The next step in the process will be the release of an exposure draft of the new legislation later this year.
“This is a once-in-a-generation opportunity to modernise our securities law and I'm determined to get it right," Mr Power said.
“Ongoing input from investors and industry is vital to ensure the changes we make can last for the next 30 years.
“The new legislation will be better for mum and dad investors as well as for companies looking to raise capital. It will provide clearer, more consistent information for investors, and clarify for issuers the obligations they have to meet.”
Together with the establishment of the Financial Markets Authority, the new securities law regime will largely complete the major regulatory reform programme in the financial sector.
That reform includes the financial adviser regime, auditor regulation, the licensing of trustees and statutory supervisors, the prudential regulation of the non-bank deposit regime, finance company moratorium requirements, and the requirement for financial service providers to be registered and belong to a dispute resolution scheme.
The key policy decisions by Cabinet include:
Regulated Financial Products
- Moving to more principle-based classifications of regulated financial products (debt securities, equity securities, collective investment schemes, derivatives).
- Giving the FMA the ability to determine that a financial product comes within one of these categories and to move products between the categories.
- Replacing the requirement for issuers to prepare a prospectus and investment statement with a requirement to prepare a single product disclosure statement tailored to retail investors.
- Tailoring the content of the product disclosure statement to specific financial products and making it heavily prescribed for standardised products.
Exemptions from the substantive requirements
- Making the exemption for sophisticated investors principles-based with some clear, bright-line tests.
- Creating a new small-offers exemption, similar to that in Australia, to help small companies raise capital.
- Other exemptions will be carried over with clarifications to improve workability and certainty.

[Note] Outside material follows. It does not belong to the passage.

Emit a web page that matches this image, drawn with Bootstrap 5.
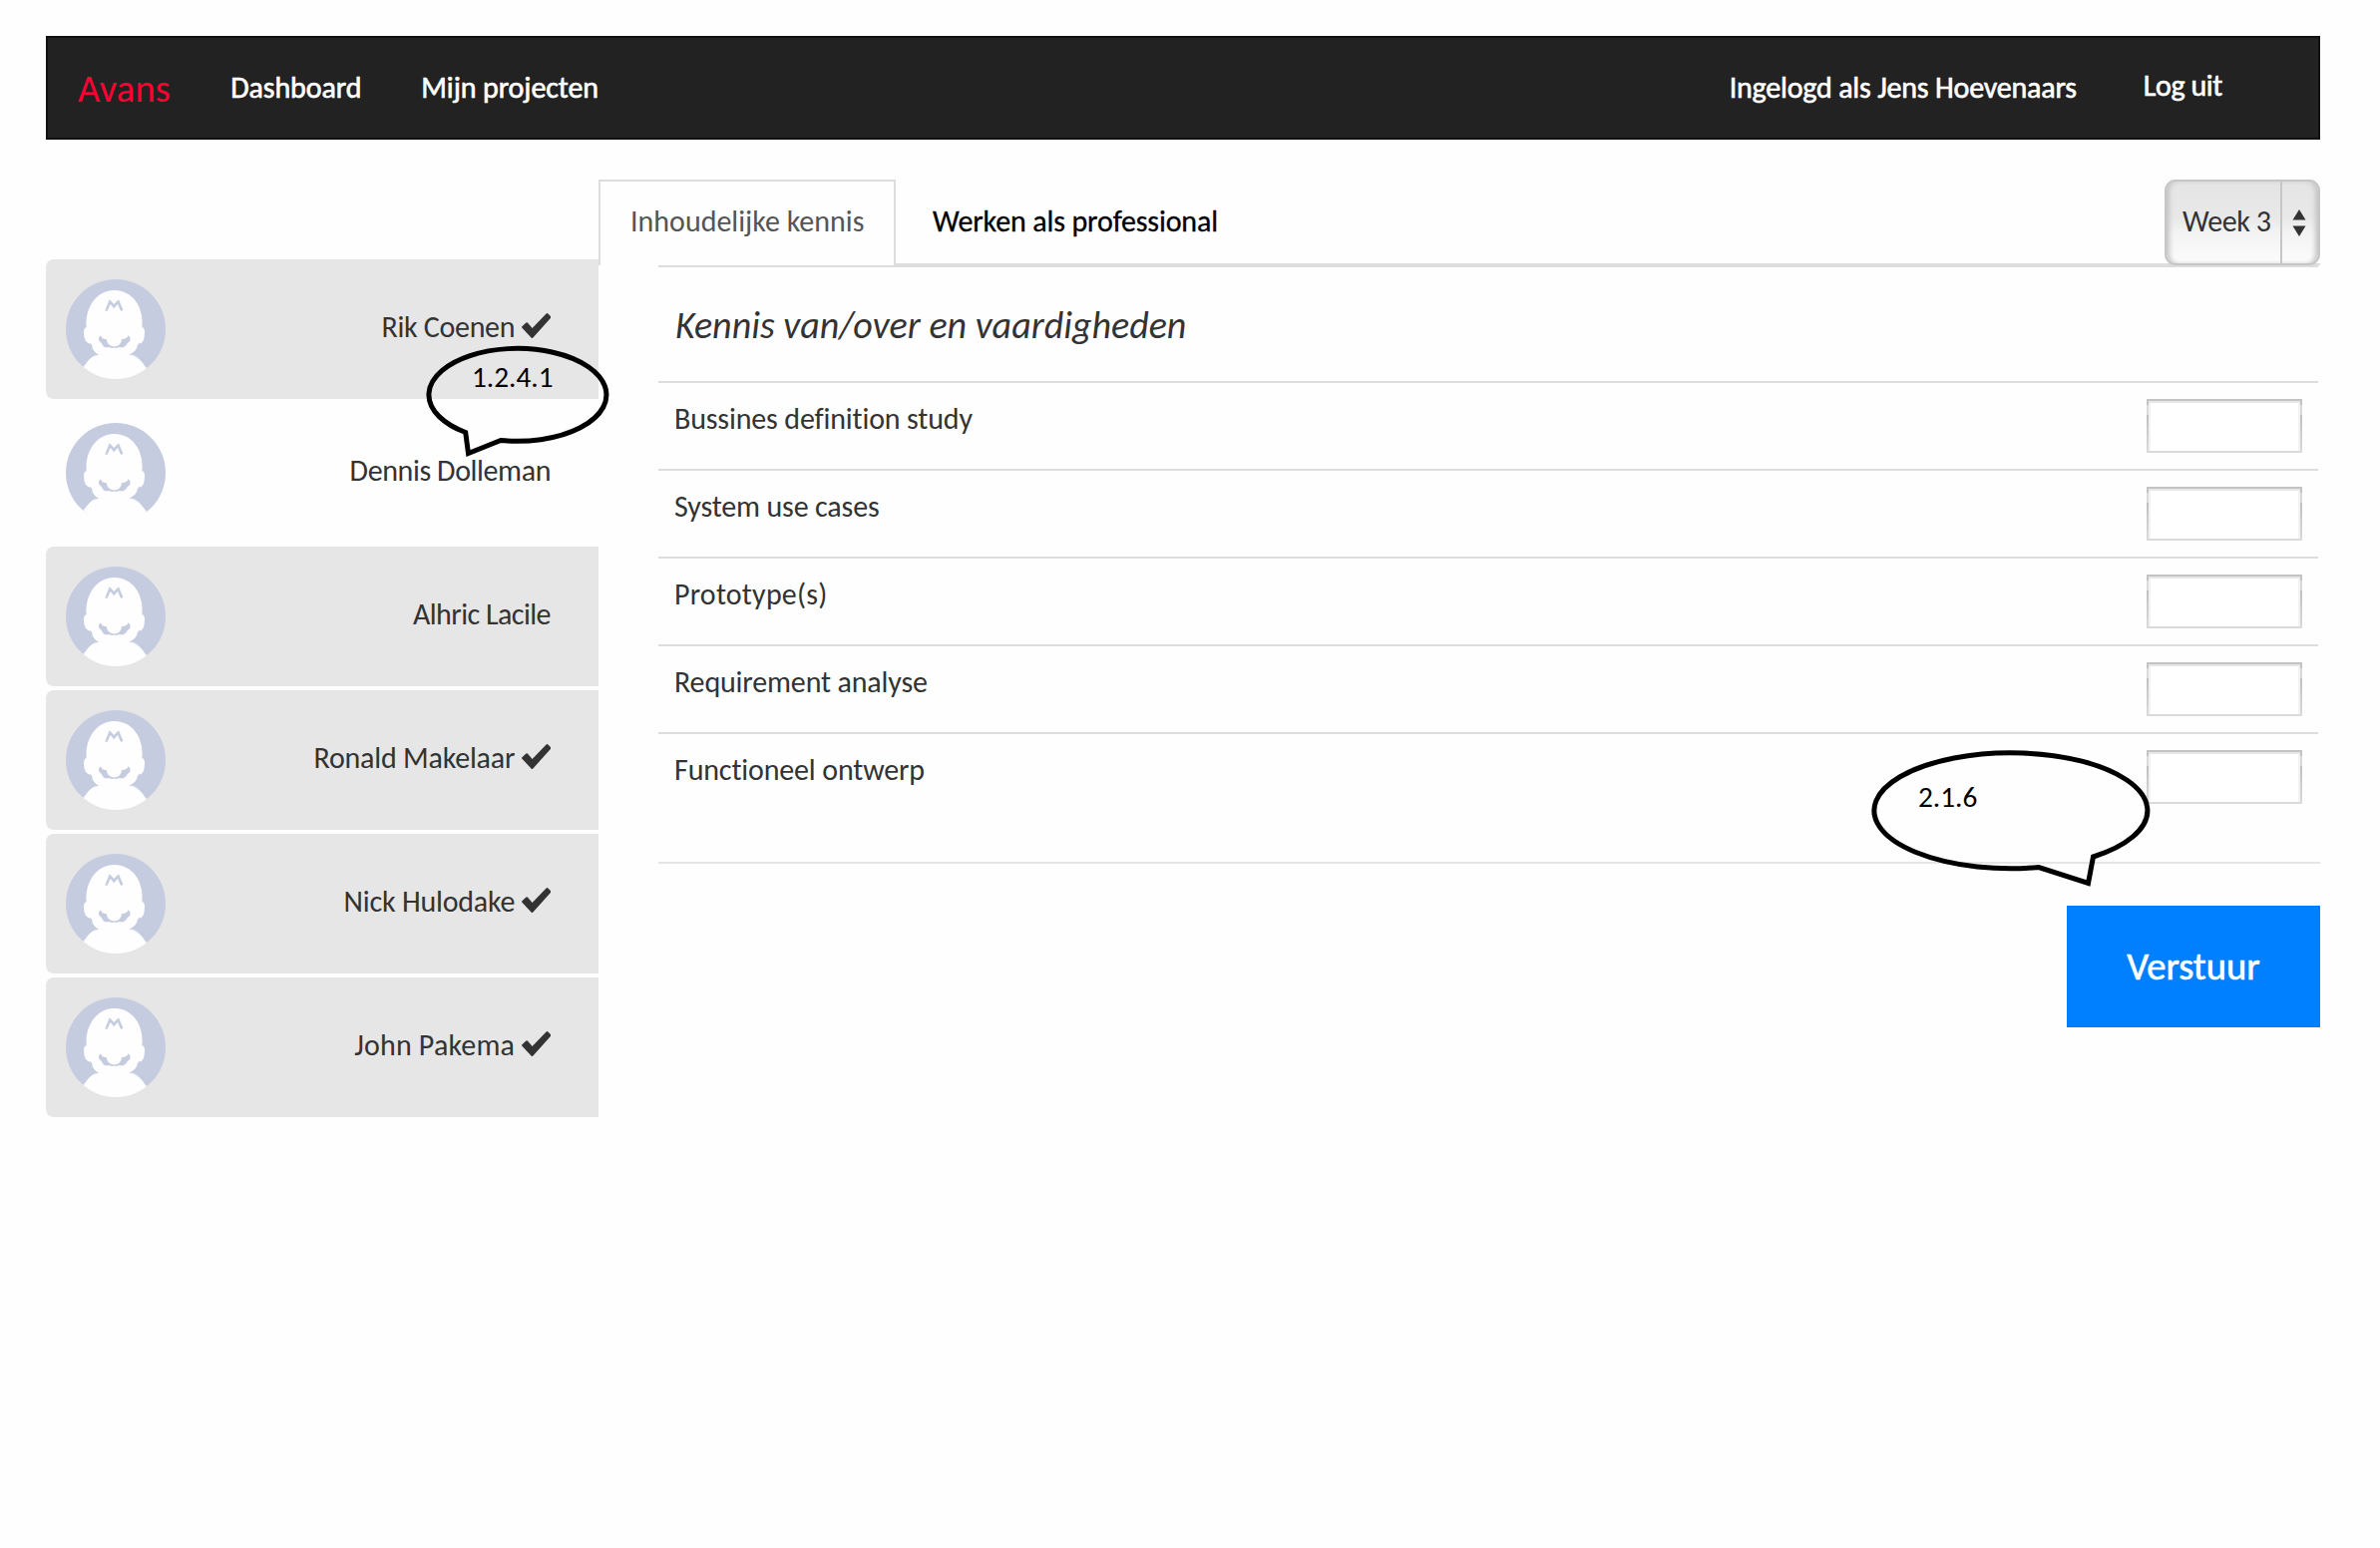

If an exemption applies, issuers will still have general obligations under securities law, including not engaging in misleading or deceptive conduct.
Collective investment schemes
- Creating a single collective investment regime in which schemes will have to comply with a common set of substantive requirements to ensure an adequate level of investor protection. Such schemes will have an external supervisor responsible for custodianship of the scheme and supervising the manager.
- Requiring fund managers to be authorised by the FMA and subject to a fit-and-proper-person test.
The liability regime
- Focusing securities law on civil remedies and compensating investors, with serious wrongdoing resulting in criminal liability.
- Making the most serious breaches of directors’ duties result in criminal liability.
- Increasing the maximum period for the prohibition of a person from managing a company, from five years to ten years, and allowing the High Court to impose orders for an indefinite period.
- Giving the FMA the power to issue 'no action' letters, and also a role in the promotion of financial literacy.
Regulation of exchanges
- Cabinet will consider the appropriate regulatory framework for the regulation of securities markets in May this year, following further work by officials.
- Agreement in principle to the establishment of a licensing regime for regulating financial intermediaries, including derivatives dealers and peer-to-peer lenders, and that workplace saving schemes be required to appoint an independent trustee.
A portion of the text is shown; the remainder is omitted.